Function: `void` mpz_fac_ui `(mpz_t rop, unsigned long int n)`
Function: `void` mpz_2fac_ui `(mpz_t rop, unsigned long int n)`
Function: `void` mpz_mfac_uiui `(mpz_t rop, unsigned long int n, unsigned long int m)`

Set rop to the factorial of n: `mpz_fac_ui` computes the plain factorial n!, `mpz_2fac_ui` computes the double-factorial n!!, and `mpz_mfac_uiui` the m-multi-factorial n!^(m).

Function: `void` mpz_primorial_ui `(mpz_t rop, unsigned long int n)`

Set rop to the primorial of n, i.e. the product of all positive prime numbers <=n.

Function: `void` mpz_bin_ui `(mpz_t rop, const mpz_t n, unsigned long int k)`
Function: `void` mpz_bin_uiui `(mpz_t rop, unsigned long int n, unsigned long int k)`

Compute the binomial coefficient n over k and store the result in rop. Negative values of n are supported by `mpz_bin_ui`, using the identity bin(-n,k) = (-1)^k * bin(n+k-1,k), see Knuth volume 1 section 1.2.6 part G.
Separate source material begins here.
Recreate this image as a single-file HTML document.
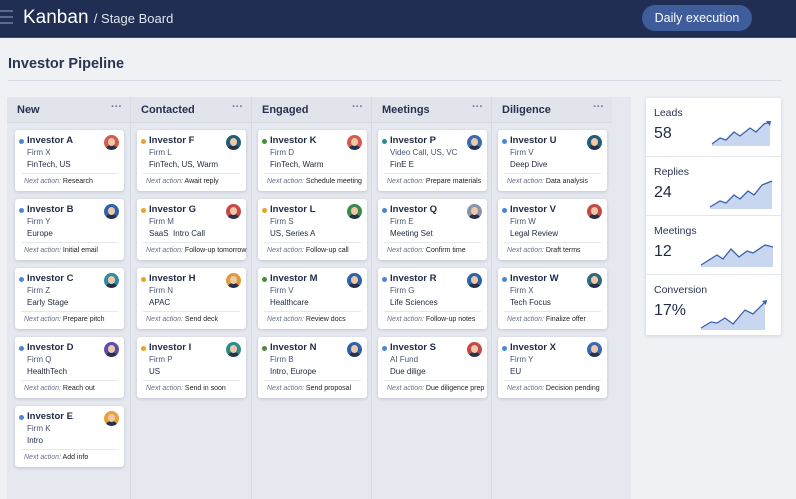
<!DOCTYPE html>
<html><head><meta charset="utf-8"><style>
*{margin:0;padding:0;box-sizing:border-box}
body{width:796px;height:499px;overflow:hidden;background:#eff1f5;font-family:"Liberation Sans",sans-serif;color:#1f2a44;position:relative}
.top{position:absolute;left:0;top:0;width:796px;height:38px;background:#1f2e52;border-bottom:1px solid #3b4a6e}
.ham{position:absolute;left:0;top:10px;width:13px}
.ham i{display:block;height:2px;background:#5c6a8c;margin-bottom:4px}
.title{position:absolute;left:23px;top:7px;color:#fff;font-size:19px}
.title span{font-size:13px;color:#dfe4ee}
.btn{position:absolute;left:642px;top:5px;width:110px;height:26px;border-radius:13px;background:#3f5d9a;color:#fff;font-size:12.5px;text-align:center;line-height:26px}
h1{position:absolute;left:8px;top:56px;font-size:14.5px;font-weight:bold;color:#2a3550}
.rule{position:absolute;left:8px;top:80px;width:774px;height:1px;background:#d8dce4}
.board{position:absolute;left:7px;top:97px;width:624px;height:402px;background:#e5e8ee}
.col{position:absolute;top:97px;height:402px;border-right:1px solid #d8dbe2}
.ch{position:absolute;left:0;top:0;right:0;height:26px;background:#e1e4ea;border-bottom:1px solid #d5d9e0;font-size:11px;font-weight:bold;padding:7px 0 0 10px;color:#263150}
.ch b{position:absolute;right:8px;top:4px;font-size:11px;color:#6b7490;letter-spacing:0}
.card{position:absolute;width:109px;height:61px;background:#fff;border-radius:3px;box-shadow:0 1px 3px rgba(30,40,70,.18)}
.card .n{position:absolute;left:12px;top:5px;font-size:9.5px;font-weight:bold;color:#1f2a44}
.card .d{position:absolute;left:4px;top:9px;width:5px;height:5px;border-radius:50%}
.card .f{position:absolute;left:12px;top:18px;font-size:8px;color:#4a5470}
.card .t{position:absolute;left:12px;top:30px;font-size:8px;color:#222b40;white-space:nowrap}
.card .l{position:absolute;left:6px;right:6px;top:43px;height:1px;background:#e4e7ec}
.card .a{position:absolute;left:9px;top:48px;font-size:7px;color:#222;white-space:nowrap}
.card .a i{color:#6a7288}
.av{position:absolute;right:5px;top:5px;width:15px;height:15px;border-radius:50%;overflow:hidden}
.av::after{content:"";position:absolute;left:4px;top:3px;width:7px;height:8px;border-radius:50%;background:#f0c8a8}
.av::before{content:"";position:absolute;left:2px;top:10px;width:11px;height:8px;border-radius:50%;background:#25324f}
.stats{position:absolute;left:646px;top:98px;width:135px;height:237px;background:#fff;box-shadow:0 1px 4px rgba(30,40,70,.15);border-radius:2px}
.st{position:absolute;left:0;width:135px;height:59px;border-bottom:1px solid #e3e6ec}
.st .k{position:absolute;left:8px;top:9px;font-size:10.5px;color:#2a3550}
.st .v{position:absolute;left:8px;top:27px;font-size:16px;color:#1f2a44}
.st svg{position:absolute;left:60px;top:22px}
</style></head><body>
<div class="top"><div class="ham"><i></i><i></i><i></i></div>
<div class="title">Kanban <span>/ Stage Board</span></div>
<div class="btn">Daily execution</div></div>
<h1>Investor Pipeline</h1><div class="rule"></div>
<div class="board"></div>
<div class="col" style="left:7px;width:124px"><div class="ch">New<b>···</b></div></div>
<div class="col" style="left:131px;width:121px"><div class="ch">Contacted<b>···</b></div></div>
<div class="col" style="left:252px;width:120px"><div class="ch">Engaged<b>···</b></div></div>
<div class="col" style="left:372px;width:120px"><div class="ch">Meetings<b>···</b></div></div>
<div class="col" style="left:492px;width:139px;border-right:none"><div class="ch" style="right:19px">Diligence<b>···</b></div></div>

<!-- New -->
<div class="card" style="left:15px;top:130px"><i class="d" style="background:#4a86d8"></i><div class="n">Investor A</div><div class="f">Firm X</div><div class="t">FinTech, US</div><div class="l"></div><div class="a"><i>Next action:</i> Research</div><div class="av" style="background:#d85a4e"></div></div>
<div class="card" style="left:15px;top:199px"><i class="d" style="background:#4a86d8"></i><div class="n">Investor B</div><div class="f">Firm Y</div><div class="t">Europe</div><div class="l"></div><div class="a"><i>Next action:</i> Initial email</div><div class="av" style="background:#2f63a8"></div></div>
<div class="card" style="left:15px;top:268px"><i class="d" style="background:#4a86d8"></i><div class="n">Investor C</div><div class="f">Firm Z</div><div class="t">Early Stage</div><div class="l"></div><div class="a"><i>Next action:</i> Prepare pitch</div><div class="av" style="background:#2f8aa8"></div></div>
<div class="card" style="left:15px;top:337px"><i class="d" style="background:#4a86d8"></i><div class="n">Investor D</div><div class="f">Firm Q</div><div class="t">HealthTech</div><div class="l"></div><div class="a"><i>Next action:</i> Reach out</div><div class="av" style="background:#5a4fa8"></div></div>
<div class="card" style="left:15px;top:406px"><i class="d" style="background:#4a86d8"></i><div class="n">Investor E</div><div class="f">Firm K</div><div class="t">Intro</div><div class="l"></div><div class="a"><i>Next action:</i> Add info</div><div class="av" style="background:#e8a23a"></div></div>
<!-- Contacted -->
<div class="card" style="left:137px;top:130px"><i class="d" style="background:#e8a523"></i><div class="n">Investor F</div><div class="f">Firm L</div><div class="t">FinTech, US, Warm</div><div class="l"></div><div class="a"><i>Next action:</i> Await reply</div><div class="av" style="background:#1f5f7a"></div></div>
<div class="card" style="left:137px;top:199px"><i class="d" style="background:#e8a523"></i><div class="n">Investor G</div><div class="f">Firm M</div><div class="t">SaaS &nbsp;Intro Call</div><div class="l"></div><div class="a"><i>Next action:</i> Follow-up tomorrow</div><div class="av" style="background:#c84848"></div></div>
<div class="card" style="left:137px;top:268px"><i class="d" style="background:#e8a523"></i><div class="n">Investor H</div><div class="f">Firm N</div><div class="t">APAC</div><div class="l"></div><div class="a"><i>Next action:</i> Send deck</div><div class="av" style="background:#e09a3a"></div></div>
<div class="card" style="left:137px;top:337px"><i class="d" style="background:#e8a523"></i><div class="n">Investor I</div><div class="f">Firm P</div><div class="t">US</div><div class="l"></div><div class="a"><i>Next action:</i> Send in soon</div><div class="av" style="background:#2f8a8a"></div></div>
<!-- Engaged -->
<div class="card" style="left:258px;top:130px"><i class="d" style="background:#4a8a3a"></i><div class="n">Investor K</div><div class="f">Firm D</div><div class="t">FinTech, Warm</div><div class="l"></div><div class="a"><i>Next action:</i> Schedule meeting</div><div class="av" style="background:#d85a4e"></div></div>
<div class="card" style="left:258px;top:199px"><i class="d" style="background:#e8a523"></i><div class="n">Investor L</div><div class="f">Firm S</div><div class="t">US, Series A</div><div class="l"></div><div class="a"><i>Next action:</i> Follow-up call</div><div class="av" style="background:#3a8a4a"></div></div>
<div class="card" style="left:258px;top:268px"><i class="d" style="background:#4a8a3a"></i><div class="n">Investor M</div><div class="f">Firm V</div><div class="t">Healthcare</div><div class="l"></div><div class="a"><i>Next action:</i> Review docs</div><div class="av" style="background:#2f63a8"></div></div>
<div class="card" style="left:258px;top:337px"><i class="d" style="background:#4a8a3a"></i><div class="n">Investor N</div><div class="f">Firm B</div><div class="t">Intro, Europe</div><div class="l"></div><div class="a"><i>Next action:</i> Send proposal</div><div class="av" style="background:#2f63a8"></div></div>
<!-- Meetings -->
<div class="card" style="left:378px;top:130px"><i class="d" style="background:#2a8a9a"></i><div class="n">Investor P</div><div class="f">Video Call, US, VC</div><div class="t">FinE E</div><div class="l"></div><div class="a"><i>Next action:</i> Prepare materials</div><div class="av" style="background:#3a6ab0"></div></div>
<div class="card" style="left:378px;top:199px"><i class="d" style="background:#4a86d8"></i><div class="n">Investor Q</div><div class="f">Firm E</div><div class="t">Meeting Set</div><div class="l"></div><div class="a"><i>Next action:</i> Confirm time</div><div class="av" style="background:#8a96a8"></div></div>
<div class="card" style="left:378px;top:268px"><i class="d" style="background:#4a86d8"></i><div class="n">Investor R</div><div class="f">Firm G</div><div class="t">Life Sciences</div><div class="l"></div><div class="a"><i>Next action:</i> Follow-up notes</div><div class="av" style="background:#2f63a8"></div></div>
<div class="card" style="left:378px;top:337px"><i class="d" style="background:#4a86d8"></i><div class="n">Investor S</div><div class="f">AI Fund</div><div class="t">Due dilige</div><div class="l"></div><div class="a"><i>Next action:</i> Due diligence prep</div><div class="av" style="background:#c84848"></div></div>
<!-- Diligence -->
<div class="card" style="left:498px;top:130px"><i class="d" style="background:#4a86d8"></i><div class="n">Investor U</div><div class="f">Firm V</div><div class="t">Deep Dive</div><div class="l"></div><div class="a"><i>Next action:</i> Data analysis</div><div class="av" style="background:#1f5f7a"></div></div>
<div class="card" style="left:498px;top:199px"><i class="d" style="background:#4a86d8"></i><div class="n">Investor V</div><div class="f">Firm W</div><div class="t">Legal Review</div><div class="l"></div><div class="a"><i>Next action:</i> Draft terms</div><div class="av" style="background:#c84848"></div></div>
<div class="card" style="left:498px;top:268px"><i class="d" style="background:#4a86d8"></i><div class="n">Investor W</div><div class="f">Firm X</div><div class="t">Tech Focus</div><div class="l"></div><div class="a"><i>Next action:</i> Finalize offer</div><div class="av" style="background:#2f6a7a"></div></div>
<div class="card" style="left:498px;top:337px"><i class="d" style="background:#4a86d8"></i><div class="n">Investor X</div><div class="f">Firm Y</div><div class="t">EU</div><div class="l"></div><div class="a"><i>Next action:</i> Decision pending</div><div class="av" style="background:#3a6ab0"></div></div>

<div class="stats">
<div class="st" style="top:0"><div class="k">Leads</div><div class="v">58</div>
<svg width="70" height="26"><path d="M6 24 L14 18 L20 20 L28 12 L34 16 L44 8 L50 12 L58 4 L64 2 L64 26 L6 26Z" fill="#c9d6ef"/><path d="M6 24 L14 18 L20 20 L28 12 L34 16 L44 8 L50 12 L58 4 L64 2" fill="none" stroke="#3a62ad" stroke-width="1.3"/><path d="M60 1 L65 1 L64 6Z" fill="#3a62ad"/></svg></div>
<div class="st" style="top:59px"><div class="k">Replies</div><div class="v">24</div>
<svg width="70" height="30" style="top:22px"><path d="M4 28 L14 22 L20 24 L28 16 L34 20 L42 12 L48 16 L56 6 L66 2 L66 30 L4 30Z" fill="#c9d6ef"/><path d="M4 28 L14 22 L20 24 L28 16 L34 20 L42 12 L48 16 L56 6 L66 2" fill="none" stroke="#3a62ad" stroke-width="1.3"/></svg></div>
<div class="st" style="top:118px"><div class="k">Meetings</div><div class="v">12</div>
<svg width="75" height="26" style="left:53px;top:25px"><path d="M2 24 L18 14 L24 18 L32 8 L40 16 L48 10 L54 12 L66 4 L74 6 L74 26 L2 26Z" fill="#c9d6ef"/><path d="M2 24 L18 14 L24 18 L32 8 L40 16 L48 10 L54 12 L66 4 L74 6" fill="none" stroke="#3a62ad" stroke-width="1.3"/></svg></div>
<div class="st" style="top:177px;border:none"><div class="k">Conversion</div><div class="v">17%</div>
<svg width="75" height="34" style="left:53px;top:21px"><path d="M2 32 L12 26 L18 27 L26 22 L34 28 L46 14 L54 18 L66 6 L66 34 L2 34Z" fill="#c9d6ef"/><path d="M2 32 L12 26 L18 27 L26 22 L34 28 L46 14 L54 18 L66 6" fill="none" stroke="#3a62ad" stroke-width="1.3"/><path d="M63 5 L68 4 L67 9Z" fill="#3a62ad"/></svg></div>
</div>
</body></html>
Function: `void` mpz_fib_ui `(mpz_t fn, unsigned long int n)`
Function: `void` mpz_fib2_ui `(mpz_t fn, mpz_t fnsub1, unsigned long int n)`

`mpz_fib_ui` sets fn to F[n], the nth Fibonacci number. `mpz_fib2_ui` sets fn to F[n], and fnsub1 to F[n-1].

These functions are designed for calculating isolated Fibonacci numbers. When a sequence of values is wanted it’s best to start with `mpz_fib2_ui` and iterate the defining F[n+1]=F[n]+F[n-1] or similar.

Function: `void` mpz_lucnum_ui `(mpz_t ln, unsigned long int n)`
Function: `void` mpz_lucnum2_ui `(mpz_t ln, mpz_t lnsub1, unsigned long int n)`

`mpz_lucnum_ui` sets ln to L[n], the nth Lucas number. `mpz_lucnum2_ui` sets ln to L[n], and lnsub1 to L[n-1].

These functions are designed for calculating isolated Lucas numbers. When a sequence of values is wanted it’s best to start with `mpz_lucnum2_ui` and iterate the defining L[n+1]=L[n]+L[n-1] or similar.

The Fibonacci numbers and Lucas numbers are related sequences, so it’s never necessary to call both `mpz_fib2_ui` and `mpz_lucnum2_ui`. The formulas for going from Fibonacci to Lucas can be found in Lucas Numbers, the reverse is straightforward too.